The most practical setup for many Americans abroad is to hold both. SoFi handles the US salary or tax refunds, the savings interest, and the investment platform. Wise handles the local rent payment, the conversion of dollars to euros, the debit card spending without foreign exchange markups, and the occasional transfer back home. Linking the two platforms via ACH transfers takes minutes, and the combination covers almost every financial need an expat encounters.
Conclusion
SoFi and Wise are not really competitors in the way that two banks fighting over a checking account are competitors. They solve different problems, and the difference between living abroad with one versus the other comes down to how often your money crosses a currency line. SoFi gives you a powerful, fee-free American bank account that works well for saving, investing, and receiving US dollars. Wise gives you a multi-currency hub that lets you hold, spend, and convert money at the real exchange rate, with local account details that make you feel like a resident instead of a visitor.
If your expat life is a short chapter and you just need a US card that does not charge you extra to buy a baguette, SoFi meets that need and more.
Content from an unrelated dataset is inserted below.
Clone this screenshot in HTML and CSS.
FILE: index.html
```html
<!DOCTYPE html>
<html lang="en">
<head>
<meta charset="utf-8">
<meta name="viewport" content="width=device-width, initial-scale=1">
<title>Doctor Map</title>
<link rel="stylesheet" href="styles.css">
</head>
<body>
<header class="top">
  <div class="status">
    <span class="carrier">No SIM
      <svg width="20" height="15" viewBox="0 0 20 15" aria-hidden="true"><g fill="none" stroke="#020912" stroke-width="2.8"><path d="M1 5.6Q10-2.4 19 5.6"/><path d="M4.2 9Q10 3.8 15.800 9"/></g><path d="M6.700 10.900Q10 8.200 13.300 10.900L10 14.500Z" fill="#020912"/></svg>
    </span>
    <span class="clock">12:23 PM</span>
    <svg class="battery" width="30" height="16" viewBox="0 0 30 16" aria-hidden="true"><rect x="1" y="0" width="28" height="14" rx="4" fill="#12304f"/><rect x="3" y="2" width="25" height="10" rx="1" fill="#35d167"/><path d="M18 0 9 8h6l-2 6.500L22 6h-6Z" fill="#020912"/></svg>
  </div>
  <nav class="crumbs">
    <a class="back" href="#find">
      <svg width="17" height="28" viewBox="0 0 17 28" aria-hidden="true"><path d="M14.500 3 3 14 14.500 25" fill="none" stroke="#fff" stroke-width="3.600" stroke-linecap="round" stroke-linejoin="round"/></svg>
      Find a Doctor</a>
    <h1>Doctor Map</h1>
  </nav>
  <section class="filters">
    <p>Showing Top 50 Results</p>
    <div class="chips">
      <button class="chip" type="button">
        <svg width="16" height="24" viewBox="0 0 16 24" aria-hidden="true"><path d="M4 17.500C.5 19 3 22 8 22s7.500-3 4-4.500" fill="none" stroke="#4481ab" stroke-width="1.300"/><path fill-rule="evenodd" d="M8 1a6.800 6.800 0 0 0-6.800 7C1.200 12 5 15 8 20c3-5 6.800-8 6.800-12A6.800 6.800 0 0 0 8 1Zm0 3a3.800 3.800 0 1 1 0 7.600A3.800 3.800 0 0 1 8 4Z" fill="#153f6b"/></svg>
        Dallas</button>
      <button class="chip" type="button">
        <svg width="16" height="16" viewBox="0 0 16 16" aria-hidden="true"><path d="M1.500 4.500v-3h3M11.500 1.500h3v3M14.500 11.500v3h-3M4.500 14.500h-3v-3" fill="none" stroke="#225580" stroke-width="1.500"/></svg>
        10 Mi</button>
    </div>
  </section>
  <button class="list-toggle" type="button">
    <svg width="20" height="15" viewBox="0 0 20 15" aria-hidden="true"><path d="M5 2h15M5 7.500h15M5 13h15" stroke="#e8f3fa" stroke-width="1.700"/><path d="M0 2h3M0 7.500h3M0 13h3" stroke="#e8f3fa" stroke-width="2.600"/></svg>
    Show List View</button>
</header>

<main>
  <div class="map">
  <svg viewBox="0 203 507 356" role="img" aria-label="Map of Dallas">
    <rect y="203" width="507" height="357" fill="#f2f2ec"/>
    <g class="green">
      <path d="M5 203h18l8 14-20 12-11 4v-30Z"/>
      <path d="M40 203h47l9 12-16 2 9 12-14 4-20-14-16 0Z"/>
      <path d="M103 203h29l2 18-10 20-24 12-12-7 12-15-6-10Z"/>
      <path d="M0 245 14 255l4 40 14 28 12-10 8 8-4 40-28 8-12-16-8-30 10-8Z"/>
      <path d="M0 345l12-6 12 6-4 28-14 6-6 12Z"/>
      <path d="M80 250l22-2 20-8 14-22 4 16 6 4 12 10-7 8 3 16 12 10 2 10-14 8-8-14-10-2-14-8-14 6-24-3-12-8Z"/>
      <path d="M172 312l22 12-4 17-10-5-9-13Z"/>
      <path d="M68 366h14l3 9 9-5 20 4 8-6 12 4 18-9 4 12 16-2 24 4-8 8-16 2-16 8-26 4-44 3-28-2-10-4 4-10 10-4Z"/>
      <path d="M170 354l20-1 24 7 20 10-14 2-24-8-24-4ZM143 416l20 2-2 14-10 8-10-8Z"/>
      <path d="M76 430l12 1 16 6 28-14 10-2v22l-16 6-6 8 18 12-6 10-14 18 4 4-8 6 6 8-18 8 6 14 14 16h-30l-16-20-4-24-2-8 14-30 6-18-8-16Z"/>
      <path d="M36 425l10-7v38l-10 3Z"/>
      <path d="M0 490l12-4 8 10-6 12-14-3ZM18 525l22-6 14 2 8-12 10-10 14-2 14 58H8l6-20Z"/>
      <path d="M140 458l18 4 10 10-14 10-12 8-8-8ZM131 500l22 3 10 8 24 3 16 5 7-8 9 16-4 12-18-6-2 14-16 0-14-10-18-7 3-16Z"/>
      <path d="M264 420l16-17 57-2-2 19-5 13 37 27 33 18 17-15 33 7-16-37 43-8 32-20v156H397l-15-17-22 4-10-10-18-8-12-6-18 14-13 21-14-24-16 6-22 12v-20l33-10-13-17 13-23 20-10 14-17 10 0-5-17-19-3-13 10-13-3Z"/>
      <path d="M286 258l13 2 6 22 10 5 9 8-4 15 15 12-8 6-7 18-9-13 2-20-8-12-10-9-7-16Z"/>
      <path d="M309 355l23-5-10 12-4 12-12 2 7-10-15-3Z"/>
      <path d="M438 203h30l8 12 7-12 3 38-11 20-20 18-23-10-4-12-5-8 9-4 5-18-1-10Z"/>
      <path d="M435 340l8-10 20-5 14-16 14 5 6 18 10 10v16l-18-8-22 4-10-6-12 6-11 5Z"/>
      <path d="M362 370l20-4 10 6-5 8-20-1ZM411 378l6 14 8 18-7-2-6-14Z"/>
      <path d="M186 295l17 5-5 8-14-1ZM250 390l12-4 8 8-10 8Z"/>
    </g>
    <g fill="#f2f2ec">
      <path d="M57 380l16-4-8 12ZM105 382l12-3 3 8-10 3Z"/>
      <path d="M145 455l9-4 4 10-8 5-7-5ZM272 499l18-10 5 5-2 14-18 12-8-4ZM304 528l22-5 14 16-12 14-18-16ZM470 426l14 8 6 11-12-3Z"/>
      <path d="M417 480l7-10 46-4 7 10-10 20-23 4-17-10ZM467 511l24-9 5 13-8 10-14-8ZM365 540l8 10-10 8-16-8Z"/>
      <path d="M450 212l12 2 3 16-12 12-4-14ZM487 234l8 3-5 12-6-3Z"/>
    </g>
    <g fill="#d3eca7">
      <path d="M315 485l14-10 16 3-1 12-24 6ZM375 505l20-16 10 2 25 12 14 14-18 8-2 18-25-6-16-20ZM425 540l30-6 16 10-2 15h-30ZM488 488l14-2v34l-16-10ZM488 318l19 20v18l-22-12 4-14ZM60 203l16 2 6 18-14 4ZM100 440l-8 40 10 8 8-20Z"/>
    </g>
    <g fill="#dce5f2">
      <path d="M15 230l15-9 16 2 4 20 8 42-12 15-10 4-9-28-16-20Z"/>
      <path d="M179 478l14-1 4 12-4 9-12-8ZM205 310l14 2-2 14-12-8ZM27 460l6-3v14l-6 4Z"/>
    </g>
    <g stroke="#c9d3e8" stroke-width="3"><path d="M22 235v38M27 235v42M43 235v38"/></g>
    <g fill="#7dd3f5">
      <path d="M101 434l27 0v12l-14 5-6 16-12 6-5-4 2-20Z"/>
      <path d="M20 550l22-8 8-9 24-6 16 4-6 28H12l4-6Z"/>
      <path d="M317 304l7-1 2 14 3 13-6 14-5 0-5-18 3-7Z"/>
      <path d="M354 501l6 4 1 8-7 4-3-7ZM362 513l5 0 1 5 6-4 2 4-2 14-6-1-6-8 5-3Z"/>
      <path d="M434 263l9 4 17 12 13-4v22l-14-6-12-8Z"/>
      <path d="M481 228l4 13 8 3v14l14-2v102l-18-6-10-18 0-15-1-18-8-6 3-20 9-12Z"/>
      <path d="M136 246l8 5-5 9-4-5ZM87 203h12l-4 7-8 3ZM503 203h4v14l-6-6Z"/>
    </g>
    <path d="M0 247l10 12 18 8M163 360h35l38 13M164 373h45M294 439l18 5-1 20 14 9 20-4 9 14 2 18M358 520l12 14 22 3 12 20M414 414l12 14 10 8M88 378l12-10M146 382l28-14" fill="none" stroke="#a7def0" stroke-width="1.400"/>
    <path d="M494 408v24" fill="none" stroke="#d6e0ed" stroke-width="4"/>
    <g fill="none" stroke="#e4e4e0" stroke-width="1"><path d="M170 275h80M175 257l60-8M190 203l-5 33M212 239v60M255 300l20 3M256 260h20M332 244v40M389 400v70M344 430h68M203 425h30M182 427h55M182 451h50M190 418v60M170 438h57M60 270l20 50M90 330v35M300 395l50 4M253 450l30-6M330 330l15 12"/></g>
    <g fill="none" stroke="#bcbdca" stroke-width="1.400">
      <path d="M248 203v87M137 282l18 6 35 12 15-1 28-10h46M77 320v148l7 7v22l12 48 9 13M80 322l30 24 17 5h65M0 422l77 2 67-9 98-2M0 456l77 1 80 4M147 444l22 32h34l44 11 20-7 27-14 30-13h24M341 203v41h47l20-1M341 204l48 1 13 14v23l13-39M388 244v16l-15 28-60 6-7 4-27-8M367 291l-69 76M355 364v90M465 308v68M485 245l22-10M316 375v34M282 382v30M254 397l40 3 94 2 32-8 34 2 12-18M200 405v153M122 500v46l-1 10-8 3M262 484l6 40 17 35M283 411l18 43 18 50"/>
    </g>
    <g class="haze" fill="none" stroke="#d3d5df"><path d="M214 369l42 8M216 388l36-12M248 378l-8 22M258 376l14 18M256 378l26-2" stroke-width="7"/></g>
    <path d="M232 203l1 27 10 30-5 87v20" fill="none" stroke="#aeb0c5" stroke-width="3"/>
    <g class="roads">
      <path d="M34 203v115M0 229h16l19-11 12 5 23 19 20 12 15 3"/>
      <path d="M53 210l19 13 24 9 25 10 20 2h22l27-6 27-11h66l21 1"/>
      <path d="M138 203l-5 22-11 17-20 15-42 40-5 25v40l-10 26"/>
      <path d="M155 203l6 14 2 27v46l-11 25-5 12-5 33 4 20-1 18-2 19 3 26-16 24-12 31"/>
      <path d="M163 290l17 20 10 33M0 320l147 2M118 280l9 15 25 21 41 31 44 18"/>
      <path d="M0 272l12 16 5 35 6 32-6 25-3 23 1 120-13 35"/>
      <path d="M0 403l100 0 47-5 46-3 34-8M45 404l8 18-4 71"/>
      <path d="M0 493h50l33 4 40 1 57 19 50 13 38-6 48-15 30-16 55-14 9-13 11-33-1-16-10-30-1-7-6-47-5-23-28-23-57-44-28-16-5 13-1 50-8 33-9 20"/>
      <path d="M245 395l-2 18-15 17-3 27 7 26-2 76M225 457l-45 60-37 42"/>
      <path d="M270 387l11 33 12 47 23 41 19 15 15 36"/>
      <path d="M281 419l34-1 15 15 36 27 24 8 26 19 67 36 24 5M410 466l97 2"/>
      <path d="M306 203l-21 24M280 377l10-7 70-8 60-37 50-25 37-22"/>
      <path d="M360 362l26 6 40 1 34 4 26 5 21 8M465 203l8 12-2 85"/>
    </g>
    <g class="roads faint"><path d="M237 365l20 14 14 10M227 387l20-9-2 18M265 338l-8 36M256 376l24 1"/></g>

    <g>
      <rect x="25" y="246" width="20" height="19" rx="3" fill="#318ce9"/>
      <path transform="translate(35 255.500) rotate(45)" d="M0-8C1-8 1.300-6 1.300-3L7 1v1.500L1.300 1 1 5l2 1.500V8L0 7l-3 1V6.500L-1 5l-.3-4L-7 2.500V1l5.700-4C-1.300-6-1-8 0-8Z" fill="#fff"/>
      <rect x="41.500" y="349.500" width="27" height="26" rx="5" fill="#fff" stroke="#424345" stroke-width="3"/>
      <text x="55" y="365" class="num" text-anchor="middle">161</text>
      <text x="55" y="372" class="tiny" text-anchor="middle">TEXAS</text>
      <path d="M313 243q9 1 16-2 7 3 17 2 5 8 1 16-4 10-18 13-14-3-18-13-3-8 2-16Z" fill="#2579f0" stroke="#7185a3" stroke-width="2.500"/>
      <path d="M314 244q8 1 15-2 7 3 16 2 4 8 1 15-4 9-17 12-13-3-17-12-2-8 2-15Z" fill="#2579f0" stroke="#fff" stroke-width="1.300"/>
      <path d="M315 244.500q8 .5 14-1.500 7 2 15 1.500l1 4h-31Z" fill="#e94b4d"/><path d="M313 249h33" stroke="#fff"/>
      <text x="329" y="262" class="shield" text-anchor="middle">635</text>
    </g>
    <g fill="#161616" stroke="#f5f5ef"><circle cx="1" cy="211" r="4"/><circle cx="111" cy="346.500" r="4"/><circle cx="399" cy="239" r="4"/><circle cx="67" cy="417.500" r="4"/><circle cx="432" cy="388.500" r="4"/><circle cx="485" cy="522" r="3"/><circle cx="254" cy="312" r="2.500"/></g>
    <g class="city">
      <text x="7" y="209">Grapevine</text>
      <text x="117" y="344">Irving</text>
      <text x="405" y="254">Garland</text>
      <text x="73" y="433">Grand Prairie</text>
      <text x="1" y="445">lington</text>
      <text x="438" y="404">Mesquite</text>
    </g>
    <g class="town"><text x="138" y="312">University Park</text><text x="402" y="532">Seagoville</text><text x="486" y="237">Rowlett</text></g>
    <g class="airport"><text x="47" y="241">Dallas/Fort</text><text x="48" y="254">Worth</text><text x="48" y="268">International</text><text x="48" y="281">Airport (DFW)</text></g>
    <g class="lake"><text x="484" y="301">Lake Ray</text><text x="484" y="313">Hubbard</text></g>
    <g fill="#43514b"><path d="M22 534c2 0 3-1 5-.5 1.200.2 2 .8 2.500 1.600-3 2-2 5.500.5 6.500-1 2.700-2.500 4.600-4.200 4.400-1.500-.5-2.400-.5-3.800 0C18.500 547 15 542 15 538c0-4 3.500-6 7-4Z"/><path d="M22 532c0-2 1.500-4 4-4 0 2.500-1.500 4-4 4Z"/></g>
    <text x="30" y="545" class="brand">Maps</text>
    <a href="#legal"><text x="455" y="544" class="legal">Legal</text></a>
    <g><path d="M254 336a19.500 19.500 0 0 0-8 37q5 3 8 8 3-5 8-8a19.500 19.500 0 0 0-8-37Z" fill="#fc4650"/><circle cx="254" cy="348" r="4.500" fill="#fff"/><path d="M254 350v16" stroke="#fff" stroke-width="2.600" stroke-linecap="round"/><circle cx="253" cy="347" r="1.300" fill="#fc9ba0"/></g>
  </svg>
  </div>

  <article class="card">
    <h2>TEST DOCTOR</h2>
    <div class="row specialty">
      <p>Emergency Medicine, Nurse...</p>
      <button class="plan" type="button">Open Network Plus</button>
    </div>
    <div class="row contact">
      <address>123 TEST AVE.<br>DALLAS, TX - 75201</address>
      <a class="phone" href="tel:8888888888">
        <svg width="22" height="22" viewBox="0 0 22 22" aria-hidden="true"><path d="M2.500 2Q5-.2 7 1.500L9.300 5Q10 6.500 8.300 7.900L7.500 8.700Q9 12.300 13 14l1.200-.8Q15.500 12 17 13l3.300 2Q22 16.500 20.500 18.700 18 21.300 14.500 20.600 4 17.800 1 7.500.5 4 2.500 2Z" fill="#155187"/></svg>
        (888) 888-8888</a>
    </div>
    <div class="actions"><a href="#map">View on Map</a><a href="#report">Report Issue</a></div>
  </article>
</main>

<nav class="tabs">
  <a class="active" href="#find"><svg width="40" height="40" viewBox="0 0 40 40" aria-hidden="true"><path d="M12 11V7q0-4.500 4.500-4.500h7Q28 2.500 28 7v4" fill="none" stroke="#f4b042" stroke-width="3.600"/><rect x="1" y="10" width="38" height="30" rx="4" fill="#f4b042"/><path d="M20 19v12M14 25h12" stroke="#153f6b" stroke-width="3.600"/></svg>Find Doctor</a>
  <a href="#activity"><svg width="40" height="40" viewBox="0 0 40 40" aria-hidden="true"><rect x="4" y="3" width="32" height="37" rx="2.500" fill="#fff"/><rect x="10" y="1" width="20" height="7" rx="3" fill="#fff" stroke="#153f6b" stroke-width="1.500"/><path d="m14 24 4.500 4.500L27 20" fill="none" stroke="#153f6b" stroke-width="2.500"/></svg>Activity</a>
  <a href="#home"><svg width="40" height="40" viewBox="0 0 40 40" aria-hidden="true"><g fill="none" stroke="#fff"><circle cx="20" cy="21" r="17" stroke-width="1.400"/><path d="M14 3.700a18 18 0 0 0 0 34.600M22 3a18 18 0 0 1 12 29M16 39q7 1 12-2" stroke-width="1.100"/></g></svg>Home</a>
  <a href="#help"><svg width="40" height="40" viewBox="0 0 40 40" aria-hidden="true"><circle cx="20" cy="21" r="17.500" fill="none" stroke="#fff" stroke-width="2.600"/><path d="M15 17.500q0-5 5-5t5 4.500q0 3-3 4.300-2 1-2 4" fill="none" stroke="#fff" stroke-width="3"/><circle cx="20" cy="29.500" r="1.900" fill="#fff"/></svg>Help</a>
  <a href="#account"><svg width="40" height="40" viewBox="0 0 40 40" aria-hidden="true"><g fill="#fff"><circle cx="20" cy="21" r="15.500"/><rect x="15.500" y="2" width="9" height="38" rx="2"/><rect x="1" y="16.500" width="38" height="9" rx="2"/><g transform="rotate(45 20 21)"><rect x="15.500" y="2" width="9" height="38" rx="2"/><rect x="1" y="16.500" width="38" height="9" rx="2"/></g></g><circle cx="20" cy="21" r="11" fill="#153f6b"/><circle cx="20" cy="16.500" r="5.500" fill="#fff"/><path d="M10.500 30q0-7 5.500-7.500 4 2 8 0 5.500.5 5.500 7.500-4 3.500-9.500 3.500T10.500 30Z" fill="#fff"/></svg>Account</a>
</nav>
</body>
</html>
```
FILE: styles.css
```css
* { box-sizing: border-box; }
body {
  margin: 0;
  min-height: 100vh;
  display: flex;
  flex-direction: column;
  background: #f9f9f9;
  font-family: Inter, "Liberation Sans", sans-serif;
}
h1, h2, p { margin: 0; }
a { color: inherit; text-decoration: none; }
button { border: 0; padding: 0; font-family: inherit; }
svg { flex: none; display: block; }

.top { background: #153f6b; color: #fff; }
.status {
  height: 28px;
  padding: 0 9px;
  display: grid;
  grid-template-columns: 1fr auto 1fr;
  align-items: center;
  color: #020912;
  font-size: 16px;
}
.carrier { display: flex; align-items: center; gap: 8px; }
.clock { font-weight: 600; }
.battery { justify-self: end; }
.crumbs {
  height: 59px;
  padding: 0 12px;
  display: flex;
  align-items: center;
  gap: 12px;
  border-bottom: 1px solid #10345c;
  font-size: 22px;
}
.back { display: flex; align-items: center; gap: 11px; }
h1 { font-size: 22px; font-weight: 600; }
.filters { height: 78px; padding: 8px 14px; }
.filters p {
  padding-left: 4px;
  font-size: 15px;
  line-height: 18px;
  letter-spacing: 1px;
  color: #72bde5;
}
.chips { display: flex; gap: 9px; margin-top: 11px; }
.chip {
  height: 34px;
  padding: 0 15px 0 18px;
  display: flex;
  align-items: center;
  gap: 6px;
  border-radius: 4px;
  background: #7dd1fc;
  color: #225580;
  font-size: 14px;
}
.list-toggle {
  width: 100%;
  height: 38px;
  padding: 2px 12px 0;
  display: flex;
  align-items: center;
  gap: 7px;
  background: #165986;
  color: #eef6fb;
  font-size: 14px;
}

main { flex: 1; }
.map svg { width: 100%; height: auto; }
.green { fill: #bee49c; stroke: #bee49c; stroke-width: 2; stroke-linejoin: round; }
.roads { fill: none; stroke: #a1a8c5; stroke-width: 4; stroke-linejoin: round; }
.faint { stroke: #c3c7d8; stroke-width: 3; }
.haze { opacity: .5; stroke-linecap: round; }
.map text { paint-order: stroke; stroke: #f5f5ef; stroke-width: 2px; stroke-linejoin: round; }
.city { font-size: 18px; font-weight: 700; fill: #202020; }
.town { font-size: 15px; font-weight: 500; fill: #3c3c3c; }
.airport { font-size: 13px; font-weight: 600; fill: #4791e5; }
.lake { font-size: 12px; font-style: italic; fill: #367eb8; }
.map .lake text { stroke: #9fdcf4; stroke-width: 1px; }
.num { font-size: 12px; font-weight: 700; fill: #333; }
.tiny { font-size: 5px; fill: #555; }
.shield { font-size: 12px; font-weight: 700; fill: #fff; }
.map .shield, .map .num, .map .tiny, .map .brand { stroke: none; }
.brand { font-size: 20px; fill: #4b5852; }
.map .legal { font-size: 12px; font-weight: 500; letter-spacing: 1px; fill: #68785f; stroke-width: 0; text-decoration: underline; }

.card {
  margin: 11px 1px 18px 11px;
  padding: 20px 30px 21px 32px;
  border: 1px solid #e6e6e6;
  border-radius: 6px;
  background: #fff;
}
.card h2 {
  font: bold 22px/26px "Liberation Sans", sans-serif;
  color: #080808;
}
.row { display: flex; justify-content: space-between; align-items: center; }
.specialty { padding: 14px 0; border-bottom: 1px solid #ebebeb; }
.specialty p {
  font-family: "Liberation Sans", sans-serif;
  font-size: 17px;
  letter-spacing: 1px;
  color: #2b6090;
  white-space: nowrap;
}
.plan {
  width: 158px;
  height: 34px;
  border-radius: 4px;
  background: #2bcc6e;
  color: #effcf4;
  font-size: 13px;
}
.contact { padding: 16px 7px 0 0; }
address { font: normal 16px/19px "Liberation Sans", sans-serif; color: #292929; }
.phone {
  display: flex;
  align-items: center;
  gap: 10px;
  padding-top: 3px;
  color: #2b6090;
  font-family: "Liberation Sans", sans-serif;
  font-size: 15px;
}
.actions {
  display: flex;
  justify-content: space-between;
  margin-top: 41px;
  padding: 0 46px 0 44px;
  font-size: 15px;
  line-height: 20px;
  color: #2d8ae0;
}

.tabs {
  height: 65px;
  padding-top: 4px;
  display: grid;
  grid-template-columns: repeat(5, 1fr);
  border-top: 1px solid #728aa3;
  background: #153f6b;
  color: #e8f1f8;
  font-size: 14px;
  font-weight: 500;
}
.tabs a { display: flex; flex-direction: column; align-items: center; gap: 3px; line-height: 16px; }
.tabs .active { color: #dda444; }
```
If you have planted roots, signed a lease, and opened a local utility account, Wise makes the financial side of that life feel seamless. The truth most long-term expats discover is that keeping both platforms alive is not overkill. It is the elegant solution to a problem that no single financial company has yet solved completely. Use SoFi for the American side, Wise for the global side, and you stop worrying about fees and start enjoying the life you moved abroad to live.